One question though, I thought I was the only one that had rooms in their house with Winter temps below freezing! I wouldn't think temperature in the location of most folk's smoke alarms would really be much of a concern, as far as battery type anyway.

Dave


----------



## WDG (Jul 25, 2012)

There has been some discussion a few years back on this topic here: *9V NiMH only 7.2V?*
And here:*Are there any NIMH low discharge 9 volt batteries?*

The short answer: Use Alkalines, changed twice a year, unless you're willing to go to a good deal more trouble and/or expense. _They're relatively inexpensive, compared to rechargeables, and will still have plenty of reserve to power the alarm when you change them every six months._

In general, *alkalines give the best cost/safety value in this use*. 

The *lithiums* are great, but expensive and have a steep end of life curve that could cause you to miss a low battery alert. I have used them in the past, and concluded they were *not worth the expense for this use*. I would probably change these annually, if I were still using them.

*Rechargeables* should only be trusted if you're willing to religiously *recharge them monthly*, else they might not have enough juice left to power the alarm in an emergency. Also, not all "9v" rechargeable batteries are actually 9 volts. This may or may not be a factor, depending upon the design of the alarm.

_That said_, I use *iPower 9v li-poly* rechargeable batteries (about 500mAh) in ours. I recharge these monthly, so they've got plenty of reserve to power the alarm when called upon. *This is probably the single most expensive way to power a smoke/CO2 alarm*, so I would never have purchased them for this application. These are extra batteries I happened to already have for powering wireless mics & radios.


----------



## jruser (Jul 25, 2012)

I don't know anything about it, but my detectors are wired into what I assume is AC power and maybe networked with the other detectors.

When I moved in, all of the detectors were running some "Super Heavy Duty" generic 9v batteries. 2 of them have since died, which I replaced with Duracell. In another 1 of them, I replaced the battery with one of the Maha LSD 9.6v batteries as a test around 18 months ago. It still hasn't started giving me the low beep.


----------



## 901-Memphis (Jul 26, 2012)

jruser said:


> I don't know anything about it, but my detectors are wired into what I assume is AC power and maybe networked with the other detectors.
> 
> When I moved in, all of the detectors were running some "Super Heavy Duty" generic 9v batteries. 2 of them have since died, which I replaced with Duracell. In another 1 of them, I replaced the battery with one of the Maha LSD 9.6v batteries as a test around 18 months ago. It still hasn't started giving me the low beep.



LSD 9v rechargeable might be good if you have AC power and the battery is only for backup, but its something i would still keep an eye on to check your cell and make sure they are healthy. Using a rechargeable in a dc only detector is a whole nother story. 

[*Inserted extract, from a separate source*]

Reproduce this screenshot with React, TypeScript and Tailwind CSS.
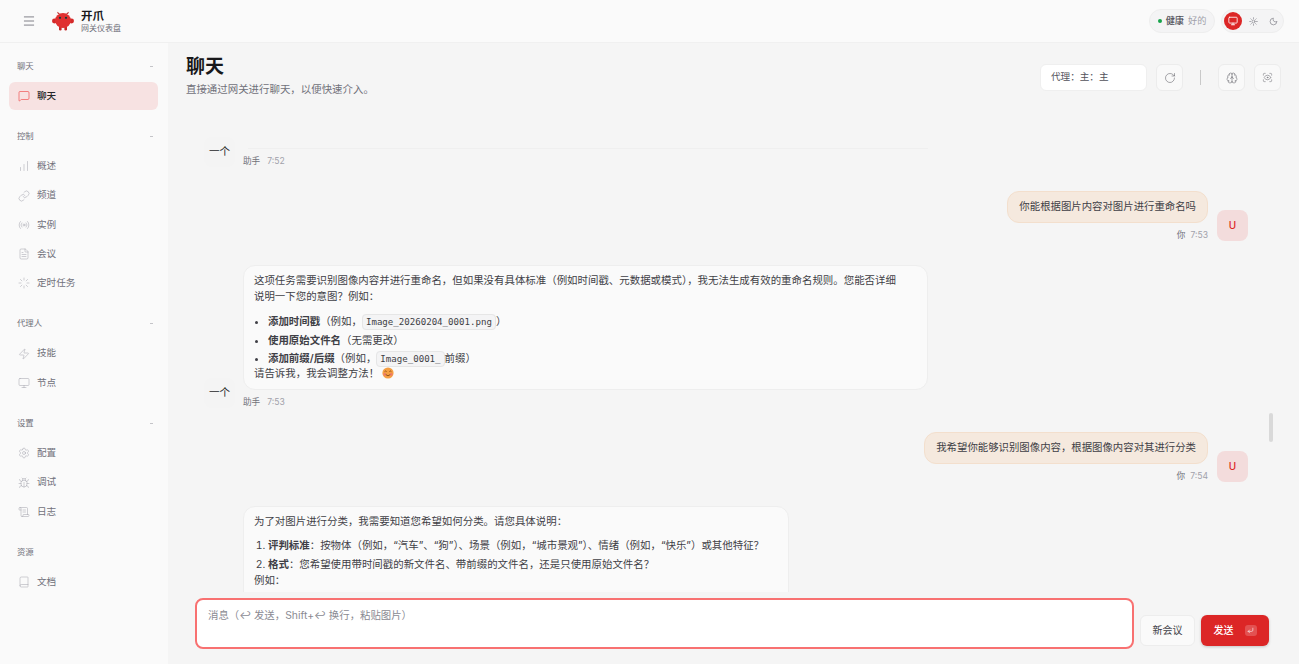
import React from "react";
import {
  Menu, MessageSquare, ChartNoAxesColumnIncreasing, Link, Radio, FileText, Loader,
  Zap, Monitor, Settings, Bug, ScrollText, Book, Sun, Moon, RotateCw, Brain, ScanEye, CornerDownLeft,
} from "lucide-react";

const font = { fontFamily: '"Inter", "Noto Sans CJK SC", sans-serif' };

const groups = [
  { label: "聊天", items: [{ t: "聊天", I: MessageSquare, active: true }] },
  { label: "控制", items: [
    { t: "概述", I: ChartNoAxesColumnIncreasing }, { t: "频道", I: Link }, { t: "实例", I: Radio },
    { t: "会议", I: FileText }, { t: "定时任务", I: Loader },
  ] },
  { label: "代理人", items: [{ t: "技能", I: Zap }, { t: "节点", I: Monitor }] },
  { label: "设置", items: [{ t: "配置", I: Settings }, { t: "调试", I: Bug }, { t: "日志", I: ScrollText }] },
  { label: "资源", items: [{ t: "文档", I: Book }], noDash: true },
];

function Logo() {
  return (
    <svg width="22" height="20" viewBox="0 0 22 20">
      <path d="M6 3 L5 0.8 L8 2.4 Z M16 3 L17 0.8 L14 2.4 Z" fill="#b91c1c" />
      <ellipse cx="2.4" cy="10" rx="2.4" ry="2.4" fill="#d42a2a" />
      <ellipse cx="19.6" cy="10" rx="2.4" ry="2.4" fill="#d42a2a" />
      <rect x="7" y="15" width="2.6" height="4.5" rx="1.2" fill="#c62828" />
      <rect x="12.4" y="15" width="2.6" height="4.5" rx="1.2" fill="#c62828" />
      <ellipse cx="11" cy="9.5" rx="8" ry="7.5" fill="#e03131" />
      <circle cx="8" cy="6.8" r="1.1" fill="#0f3a3a" />
      <circle cx="14" cy="6.8" r="1.1" fill="#0f3a3a" />
    </svg>
  );
}

function Smile() {
  return (
    <svg width="12" height="12" viewBox="0 0 12 12" className="inline-block align-[-2px]">
      <circle cx="6" cy="6" r="5.6" fill="#f59e42" />
      <circle cx="2.8" cy="7.4" r="1.3" fill="#ef7a6a" />
      <circle cx="9.2" cy="7.4" r="1.3" fill="#ef7a6a" />
      <path d="M2.6 4.6 Q3.6 3.4 4.6 4.6 M7.4 4.6 Q8.4 3.4 9.4 4.6" stroke="#7c3f12" strokeWidth=".8" fill="none" />
      <path d="M3.8 7.6 Q6 10 8.2 7.6" stroke="#7c3f12" strokeWidth=".8" fill="none" />
    </svg>
  );
}

function Code({ children }: { children: React.ReactNode }) {
  return (
    <code className="rounded-[4px] border border-[#e6e6e6] bg-[#f4f4f5] px-[3px] py-[2px] text-[9.1px] text-[#3f3f46]" style={{ fontFamily: '"DejaVu Sans Mono", monospace' }}>
      {children}
    </code>
  );
}

function Assistant({ time, children, bubble, w }: { time: string; children?: React.ReactNode; bubble: string; w: string }) {
  return (
    <div className="flex shrink-0 items-end gap-[8px]">
      <div className="flex h-[30px] w-[31px] shrink-0 items-center justify-center rounded-[8px] bg-[#f4f4f4] text-[10.6px] text-[#27272a]">一个</div>
      <div className={`flex flex-col ${w}`}>
        <div className={bubble}>{children}</div>
        <div className="mt-[6px] flex h-[12px] items-end gap-[7px] text-[8.6px] leading-[11px] text-[#71717a]">
          <span>助手</span><span className="text-[#a1a1aa]">{time}</span>
        </div>
      </div>
    </div>
  );
}

function User({ text, time }: { text: string; time: string }) {
  return (
    <div className="flex shrink-0 items-end justify-end gap-[9px]">
      <div className="flex flex-col items-end">
        <div className="flex h-[32px] items-center rounded-[12px] border border-[#f3dfcd] bg-[#f5e9de] px-[11px] text-[10.4px] text-[#3f3f46]">{text}</div>
        <div className="mt-[6px] flex h-[12px] items-end gap-[5px] text-[8.6px] leading-[11px] text-[#71717a]">
          <span>你</span><span className="text-[#a1a1aa]">{time}</span>
        </div>
      </div>
      <div className="flex h-[31px] w-[31px] shrink-0 items-center justify-center rounded-[8px] bg-[#f3dcdc] text-[10px] font-medium text-[#dc2626]">U</div>
    </div>
  );
}

const bubbleCls = "rounded-[12px] border border-[#eeeeee] bg-[#fafafa] pl-[10px] text-[10.45px] leading-[16px] text-[#3f3f46]";

export default function App() {
  return (
    <div className="flex h-screen w-full flex-col overflow-hidden bg-[#f5f5f5]" style={font}>
      <header className="flex h-[43px] shrink-0 items-center justify-between border-b border-[#f0f0f0] bg-[#fafafa] pl-[22px] pr-[15px]">
        <div className="flex items-center">
          <Menu size={14} strokeWidth={1.5} className="text-[#71717a]" />
          <div className="ml-[16px]"><Logo /></div>
          <div className="ml-[7px] flex flex-col">
            <span className="text-[11.5px] font-bold leading-[14px] text-[#18181b]">开爪</span>
            <span className="text-[8px] leading-[10px] text-[#71717a]">网关仪表盘</span>
          </div>
        </div>
        <div className="flex items-center gap-[6px]">
          <div className="flex h-[24px] w-[66px] items-center justify-center gap-[4px] rounded-full border border-[#eeeeee] bg-[#f4f4f5] text-[9.2px]">
            <span className="h-[4px] w-[4px] rounded-full bg-[#16a34a]" />
            <span className="font-medium text-[#52525b]">健康</span>
            <span className="text-[#a1a1aa]">好的</span>
          </div>
          <div className="flex h-[24px] w-[63px] items-center gap-[2px] rounded-full border border-[#eeeeee] bg-[#f4f4f5] pl-[2px]">
            <span className="flex h-[18px] w-[18px] items-center justify-center rounded-full bg-[#dc2626]"><Monitor size={10} className="text-white" /></span>
            <span className="flex w-[18px] justify-center"><Sun size={9} className="text-[#8a8a92]" /></span>
            <span className="flex w-[18px] justify-center"><Moon size={9} className="text-[#8a8a92]" /></span>
          </div>
        </div>
      </header>
      <div className="flex min-h-0 flex-1">
        <aside className="flex w-[168px] shrink-0 flex-col bg-[#fafafa] pl-[9px] pr-[10px] pt-[17px]">
          {groups.map((g) => (
            <div key={g.label} className="mb-[20.25px] flex flex-col">
              <div className="mb-[10px] flex h-[12px] items-center justify-between pl-[8px] pr-[5px] text-[8.4px] text-[#71717a]">
                <span>{g.label}</span>
                {!g.noDash && <span className="h-px w-[3px] bg-[#c4c4c8]" />}
              </div>
              <div className="flex flex-col gap-[1.3px]">
                {g.items.map(({ t, I, active }: any) => (
                  <div key={t} className={`flex h-[28px] items-center gap-[7px] rounded-[6px] pl-[9px] text-[9.6px] ${active ? "bg-[#f7e2e2] font-medium text-[#27272a]" : "text-[#71717a]"}`}>
                    <I size={12} strokeWidth={active ? 1.25 : 1} className={active ? "text-[#ef4444]" : "text-[#a1a1aa]"} />
                    <span>{t}</span>
                  </div>
                ))}
              </div>
            </div>
          ))}
        </aside>
        <main className="flex min-w-0 flex-1 flex-col px-[18px]">
          <div className="flex h-[67px] shrink-0 items-start justify-between">
            <div className="flex flex-col pt-[12px]">
              <h1 className="text-[19px] font-bold leading-[24px] text-[#18181b]">聊天</h1>
              <p className="mt-[4px] text-[10.45px] leading-[14px] text-[#71717a]">直接通过网关进行聊天，以便快速介入。</p>
            </div>
            <div className="flex items-center pt-[21px]">
              <div className="flex h-[27px] w-[107px] items-center rounded-[6px] border border-[#efefef] bg-white pl-[10px] text-[9.6px] text-[#52525b]">代理：主：主</div>
              <button className="ml-[9px] flex h-[27px] w-[27px] items-center justify-center rounded-[6px] border border-[#ececec] bg-[#f9f9f9]"><RotateCw size={12} strokeWidth={1} className="text-[#52525b]" /></button>
              <span className="ml-[17px] h-[15px] w-px bg-[#c9c9c9]" />
              <button className="ml-[17px] flex h-[27px] w-[27px] items-center justify-center rounded-[6px] border border-[#ececec] bg-[#f9f9f9]"><Brain size={12} strokeWidth={1} className="text-[#52525b]" /></button>
              <button className="ml-[9px] flex h-[27px] w-[27px] items-center justify-center rounded-[6px] border border-[#ececec] bg-[#f9f9f9]"><ScanEye size={11} strokeWidth={1} className="text-[#52525b]" /></button>
            </div>
          </div>
          <div className="relative flex min-h-0 flex-1 flex-col gap-[24px] overflow-hidden pl-[18px] pr-[33px] pt-[27px]">
            <Assistant time="7:52" w="w-[685px]" bubble="ml-[5px] h-[1px] bg-[#efefef]" />
            <User text="你能根据图片内容对图片进行重命名吗" time="7:53" />
            <Assistant time="7:53" w="w-[685px]" bubble={`${bubbleCls} h-[125px] pr-[24px] pt-[7px]`}>
              <p>这项任务需要识别图像内容并进行重命名，但如果没有具体标准（例如时间戳、元数据或模式），我无法生成有效的重命名规则。您能否详细说明一下您的意图？例如：</p>
              <ul className="mt-[9px] flex list-disc flex-col gap-[2.5px] pl-[14px]">
                <li><b className="font-semibold">添加时间戳</b>（例如，<Code>Image_20260204_0001.png</Code>）</li>
                <li><b className="font-semibold">使用原始文件名</b>（无需更改）</li>
                <li><b className="font-semibold">添加前缀/后缀</b>（例如，<Code>Image_0001_</Code>前缀）</li>
              </ul>
              <p className="-mt-[1px]">请告诉我，我会调整方法！ <Smile /></p>
            </Assistant>
            <User text="我希望你能够识别图像内容，根据图像内容对其进行分类" time="7:54" />
            <div className={`${bubbleCls} ml-[39px] h-[220px] w-[546px] shrink-0 pr-[10px] pt-[7px]`}>
              <p>为了对图片进行分类，我需要知道您希望如何分类。请您具体说明：</p>
              <ol className="mt-[8px] flex list-decimal flex-col gap-[3px] pl-[14px]">
                <li><b className="font-semibold">评判标准</b>：按物体（例如，“汽车”、“狗”）、场景（例如，“城市景观”）、情绪（例如，“快乐”）或其他特征？</li>
                <li><b className="font-semibold">格式</b>：您希望使用带时间戳的新文件名、带前缀的文件名，还是只使用原始文件名？</li>
              </ol>
              <p>例如：</p>
            </div>
            <div className="absolute right-[8px] top-[303px] h-[29px] w-[4px] rounded-full bg-[#d9d9d9]" />
          </div>
          <div className="flex h-[72px] shrink-0 items-start gap-[6px] pl-[9px] pr-[12px] pt-[6px]">
            <div className="h-[51px] w-[939px] rounded-[8px] border-2 border-[#f87171] bg-white pl-[11px] pt-[9px] text-[10.4px] leading-[14px] text-[#8a8a92]">消息（↩ 发送，Shift+↩ 换行，粘贴图片）</div>
            <div className="mt-[17px] flex h-[31px] w-[55px] items-center justify-center rounded-[6px] border border-[#ededed] bg-[#fafafa] text-[10px] text-[#3f3f46]">新会议</div>
            <div className="mt-[17px] flex h-[31px] w-[68px] items-center justify-center gap-[11px] rounded-[6px] bg-[#dc2626] text-[10px] font-medium text-white shadow-[0_1px_3px_rgba(0,0,0,0.2)]">
              发送
              <span className="flex h-[11px] w-[12px] items-center justify-center rounded-[3px] bg-white/20"><CornerDownLeft size={7} /></span>
            </div>
          </div>
        </main>
      </div>
    </div>
  );
}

Even if you have a/c power detectors and you have frequent power outages you may find yourself draining the cell often. I guess one could say it varies by application. Persoannly i use Rayovac 9v alkaline since they are one of the better price to performance out there.


----------



## Sub_Umbra (Jul 26, 2012)

If a rechargeable is chosen, insure that it is of a standard *form factor* and will, in fact, fit in the alarm. Non-standard form factors seems to be a recurring issue with 9V rechargeables.


----------